**Stored data**.
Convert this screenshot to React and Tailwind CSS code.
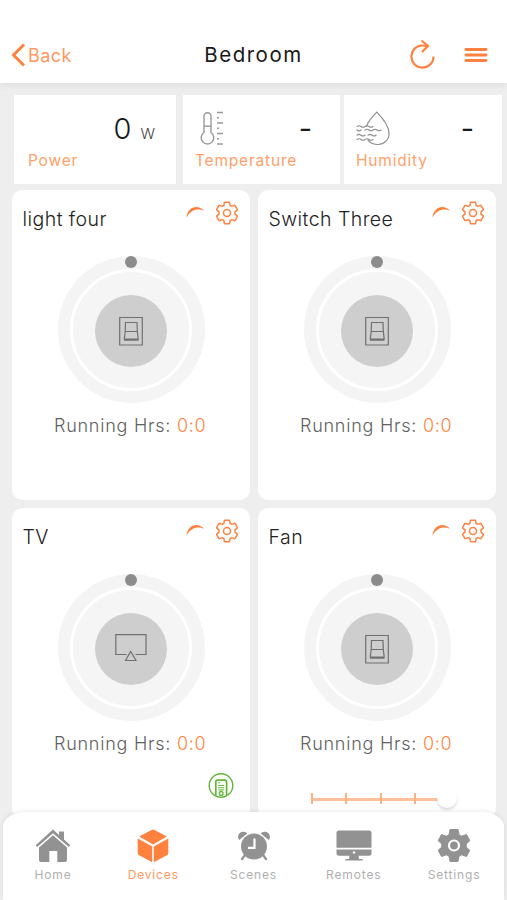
import React from 'react';

const sensors = [
  { label: 'Power', value: '0', unit: 'W', box: 'w-[162px] mr-[7px] pl-[14px]', valueBox: 'right-[21px]' },
  { label: 'Temperature', value: '-', icon: ThermometerIcon, box: 'w-[157px] mr-[4px] pl-[12px]', valueBox: 'right-[28px]' },
  { label: 'Humidity', value: '-', icon: HumidityIcon, box: 'w-[158px] pl-[12px]', valueBox: 'right-[28px]' },
];

const devices = [
  { name: 'light four', icon: SwitchIcon },
  { name: 'Switch Three', icon: SwitchIcon },
  { name: 'TV', icon: TvIcon, remote: true },
  { name: 'Fan', icon: SwitchIcon, slider: true },
];

const tabs = [
  { label: 'Home', icon: HomeIcon },
  { label: 'Devices', icon: CubeIcon, active: true },
  { label: 'Scenes', icon: ClockIcon },
  { label: 'Remotes', icon: MonitorIcon },
  { label: 'Settings', icon: CogIcon },
];

function ThermometerIcon() {
  return (
    <svg width="34" height="36" viewBox="0 0 34 36" fill="none" stroke="#999" strokeWidth="1.4">
      <path d="M9 21.500V5.200a3.500 3.500 0 0 1 7 0v16.300a6.300 6.300 0 1 1-7 0Z" />
      <path d="M9 15.200h7" />
      <path d="M22 1.500h6M22 12h6M22 22.500h6M22 33h6M22 6.700h2M22 17.200h2M22 27.700h2" />
    </svg>
  );
}

function HumidityIcon() {
  return (
    <svg width="35" height="36" viewBox="0 0 35 36" fill="none" stroke="#8e8e8e" strokeWidth="1.2" strokeLinecap="round">
      <path d="M10.500 15.300C12.500 9.500 17.500 4.500 20.800 1.200C25.500 6 33 15.500 33 22.500C33 29 28 33.500 22 33.500C17.500 33.500 14.500 32 12 29.300" />
      <path d="M1 15.500q2-1.500 4 0t4 0t4 0t4 0M1 19q2 1.800 4 0M9 19q2-1.500 4 0t4 0t4 0t4 0M1 24.200q2-1.500 4 0t4 0M12 24.200q2-1.500 4 0t4 0M1 28.500q2-1.500 4 0t4 0t4 0t4 0" />
    </svg>
  );
}

function SwitchIcon() {
  return (
    <svg width="24" height="30" viewBox="0 0 24 30" fill="none" stroke="#707070" strokeWidth="1.200">
      <path d="M.700 1.500h22.600v27.500H.700Z" />
      <path d="M6.500 6.500h11.500l.3 9H6.200ZM6.200 15.500l-.9 7.500h13.900l-.9-7.500M5 24.200h14.500" />
    </svg>
  );
}

function TvIcon() {
  return (
    <svg width="32" height="30" viewBox="0 0 32 30" fill="none" stroke="#707070" strokeWidth="1.200">
      <path d="M11.500 20.500H.800V.700h30.200v19.800H20.500" />
      <path d="M15.700 17.500l5.300 9H10.500Z" />
    </svg>
  );
}

function GearIcon() {
  return (
    <svg width="24" height="24" viewBox="0 0 24 24" fill="none" stroke="#FF813F" strokeWidth="1.500" strokeLinejoin="round">
      <path d="M9.900 1.200h4.200q.4 0 .5.500l.5 2.700 1.700 1 2.600-1q.5-.2.800.3l2.100 3.600q.2.400-.2.800L20 10.900v2.200l2.100 1.800q.4.400.2.800l-2.100 3.600q-.3.500-.8.300l-2.600-1-1.700 1-.5 2.700q-.1.500-.5.500H9.900q-.4 0-.5-.5l-.5-2.700-1.700-1-2.600 1q-.5.200-.8-.3l-2.100-3.600q-.2-.4.200-.8L4 13.100v-2.200L1.900 9.100q-.4-.4-.2-.8l2.100-3.600q.3-.5.800-.3l2.600 1 1.700-1 .5-2.700q.1-.5.500-.5Z" />
      <circle cx="12" cy="12" r="3.500" />
    </svg>
  );
}

// thin arc that tapers towards both ends
function Spinner() {
  return (
    <svg width="20" height="24" viewBox="0 0 20 24">
      <path d="M.500 12.700C1.500 1.500 12-1 18 5.700C12 2.900 4.800 4.300.500 12.700Z" fill="#FF813F" />
    </svg>
  );
}

function RemoteIcon() {
  return (
    <svg width="26" height="26" viewBox="0 0 26 26" fill="none" stroke="#62b536">
      <circle cx="13" cy="12.500" r="11.800" strokeWidth="1.400" />
      <path d="M7.800 23V9q0-1.800 1.800-1.800h7.200q1.800 0 1.800 1.800v14" strokeWidth="1.700" />
      <path d="M10.200 9.700h2M10.200 12.500h6M10.200 14.700h6M10.200 16.900h6" strokeWidth="1" />
      <circle cx="13.200" cy="20.400" r="1.900" strokeWidth="1.300" />
    </svg>
  );
}

function HomeIcon() {
  return (
    <svg width="36" height="36" viewBox="0 0 36 36" fill="#929292">
      <path d="M18 1.500 24 7V3.500h5V11.500L35.300 17.200 33.800 19 18 5.200 2.200 19 .700 17.200Z" />
      <path d="M18 7.300 32 19.500V32q0 2-2 2h-7.700V23h-8v11H6q-2 0-2-2V19.500Z" />
    </svg>
  );
}

function CubeIcon() {
  return (
    <svg width="36" height="36" viewBox="0 0 36 36" fill="#FF813F">
      <path d="M16.500 1.900q1.500-.8 3 0l12.300 6.600L18 16.500 4.200 8.500Z" />
      <path d="M2.700 10.500 17.200 18.500v15.700L4.200 27.300q-1.500-.8-1.500-2.400Z" />
      <path d="M33.300 10.500 18.800 18.500v15.700l13-6.900q1.500-.8 1.500-2.400Z" />
    </svg>
  );
}

function ClockIcon() {
  return (
    <svg width="36" height="36" viewBox="0 0 36 36">
      <g fill="#929292">
        <path d="M3.200 12A4.600 4.600 0 1 1 11.300 5.600ZM32.800 12A4.600 4.600 0 1 0 24.700 5.600Z" />
        <circle cx="18" cy="18.500" r="13" />
      </g>
      <path d="m9 27-3 4M27 27l3 4" stroke="#929292" strokeWidth="2.200" strokeLinecap="round" />
      <path d="M18.500 10.500v9.300H12" fill="none" stroke="#fff" strokeWidth="2.200" />
    </svg>
  );
}

function MonitorIcon() {
  return (
    <svg width="36" height="36" viewBox="0 0 36 36" fill="#929292">
      <path d="M.500 5q0-2.500 2.500-2.500h30Q35.500 2.500 35.500 5v14.800H.500ZM.500 21.500h35v3.800q0 2.500-2.500 2.500H22.500l.5 3.200h2.500q1.500 0 1.500 1.500H9q0-1.500 1.500-1.500H13l.5-3.200H3q-2.500 0-2.500-2.500Z" />
      <circle cx="18" cy="24.500" r="1.200" fill="#fff" />
    </svg>
  );
}

function CogIcon() {
  return (
    <svg width="36" height="36" viewBox="0 0 36 36">
      <path d="M14 1.500h8l1 5.200 2.500 1.500 5-1.700 3.300 6.200-3.600 3.200v3.200l3.600 3.200-3.300 6.200-5-1.700-2.500 1.500-1 5.200h-8l-1-5.200-2.500-1.500-5 1.700-3.300-6.200 3.600-3.200v-3.200l-3.600-3.200 3.300-6.200 5 1.700 2.500-1.500Z" fill="#929292" stroke="#929292" strokeLinejoin="round" />
      <circle cx="18" cy="17.500" r="5" fill="#929292" stroke="#fff" strokeWidth="2.200" />
    </svg>
  );
}

function Sensor({ sensor }) {
  const Icon = sensor.icon;
  return (
    <div className={`relative h-[89px] shrink-0 bg-white pt-4 ${sensor.box}`}>
      <div className="h-9">{Icon && <Icon />}</div>
      <div className={`absolute top-[16px] flex items-baseline gap-[9px] text-[29px] leading-9 text-[#191919] ${Icon ? 'font-normal' : ''} ${sensor.valueBox}`}>
        {sensor.value}
        {sensor.unit && <span className="text-[15px] text-[#444]">{sensor.unit}</span>}
      </div>
      <p className="mt-1 text-[15.500px] leading-5 font-normal tracking-[0.8px] text-[#ff9f69]">{sensor.label}</p>
    </div>
  );
}

function Dial({ icon: Icon }) {
  return (
    <div className="relative flex size-[147px] items-center justify-center rounded-full bg-[#f4f4f4]">
      <div className="flex size-[122px] items-center justify-center rounded-full border-3 border-white bg-[#f5f5f5]">
        <div className="mt-[2px] flex size-[72px] items-center justify-center rounded-full bg-[#cecece]">
          <Icon />
        </div>
      </div>
      <span className="absolute top-0 left-[67px] size-3 rounded-full bg-[#8c8c8c]" />
    </div>
  );
}

function SpeedSlider() {
  return (
    <div className="relative mt-[37px] ml-[53px] flex h-3 w-[137px] items-center">
      <div className="h-[3px] w-full bg-[#ffc09b]" />
      <div className="absolute inset-y-0 left-0 flex w-[105px] justify-between">
        {[0, 1, 2, 3].map((tick) => (
          <span key={tick} className="h-[11px] w-[2px] bg-[#ffb07f]" />
        ))}
      </div>
      <span className="absolute -right-[9px] top-[-5px] size-5 rounded-full bg-white shadow-[0_2px_3px_rgba(0,0,0,0.14)]" />
    </div>
  );
}

function DeviceCard({ device }) {
  return (
    <div className="h-[310px] rounded-[10px] bg-white">
      <div className="flex h-[66px] pl-[10.500px] pr-[11px]">
        <h2 className="flex-1 pt-[16px] text-[19.500px] leading-[26px] tracking-[0.450px] text-[#222]">{device.name}</h2>
        <div className="flex gap-[9px] pt-[11px]">
          <div className="pt-[4px]"><Spinner /></div>
          <GearIcon />
        </div>
      </div>
      <div className="flex justify-center"><Dial icon={device.icon} /></div>
      <p className="mt-[11px] whitespace-nowrap pl-[42px] text-[18px] leading-6 tracking-[0.750px] text-[#606060]">
        Running Hrs: <span className="text-[#ff8642]">0:0</span>
      </p>
      {device.remote && <div className="flex justify-end pt-[17px] pr-4"><RemoteIcon /></div>}
      {device.slider && <SpeedSlider />}
    </div>
  );
}

export default function App() {
  return (
    <div className="relative h-[900px] w-[507px] overflow-hidden bg-[#eeeeee] font-[Inter,sans-serif] font-light">
      <header className="relative flex h-[83px] items-center bg-white pt-[27px] shadow-[0_2px_8px_rgba(0,0,0,0.07)]">
        <button className="flex w-[150px] items-center gap-[2px] pl-[11px] text-[18px] font-normal tracking-[0.450px] text-[#ff995f]">
          <svg width="15" height="24" viewBox="0 0 15 24" fill="none" stroke="#FF813F" strokeWidth="3">
            <path d="M13 1.500 2.500 12 13 22.500" />
          </svg>
          <span className="pt-px">Back</span>
        </button>
        <h1 className="flex-1 text-center text-[20.500px] font-normal tracking-[1.500px] text-[#191919]">Bedroom</h1>
        <div className="flex w-[150px] items-center gap-[28px] pl-[51px]">
          <svg width="28" height="32" viewBox="0 0 28 32" fill="none" stroke="#FF813F" strokeWidth="2.200">
            <path d="M25.500 17.500A11 11 0 1 1 19 7.500" />
            <path d="m13.500 1.500 6.500 5.500-6 6" />
          </svg>
          <svg width="24" height="16" viewBox="0 0 24 16" stroke="#FF813F" strokeWidth="2.800" strokeLinecap="round">
            <path d="M2 2.500h20M2 8h20M2 13.500h20" />
          </svg>
        </div>
      </header>

      <main>
        <section className="flex pt-3 pl-[14px]">
          {sensors.map((s) => <Sensor key={s.label} sensor={s} />)}
        </section>
        <section className="mt-[6px] grid grid-cols-[238px_238px] gap-2 pl-3">
          {devices.map((d) => <DeviceCard key={d.name} device={d} />)}
        </section>
      </main>

      <nav className="absolute right-[3px] bottom-0 left-[3px] flex h-[88px] justify-between rounded-t-[24px_14px] bg-white pt-4 shadow-[0_-1px_5px_rgba(0,0,0,0.08)]">
        {tabs.map(({ label, icon: Icon, active }) => (
          <a key={label} className="flex w-[100px] flex-col items-center">
            <Icon />
            <span className={`mt-[3px] text-[12px] leading-4 font-normal tracking-[0.850px] ${active ? 'text-[#ff995f]' : 'text-[#b0b0b0]'}`}>{label}</span>
          </a>
        ))}
      </nav>
    </div>
  );
}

**Problem details**.
Up to and including the line with "import React from 'react';", copy the data above from its first line. Skip pictures.

**Solution to the problem**.
Convert this screenshot to React and Tailwind CSS code.
import React from 'react';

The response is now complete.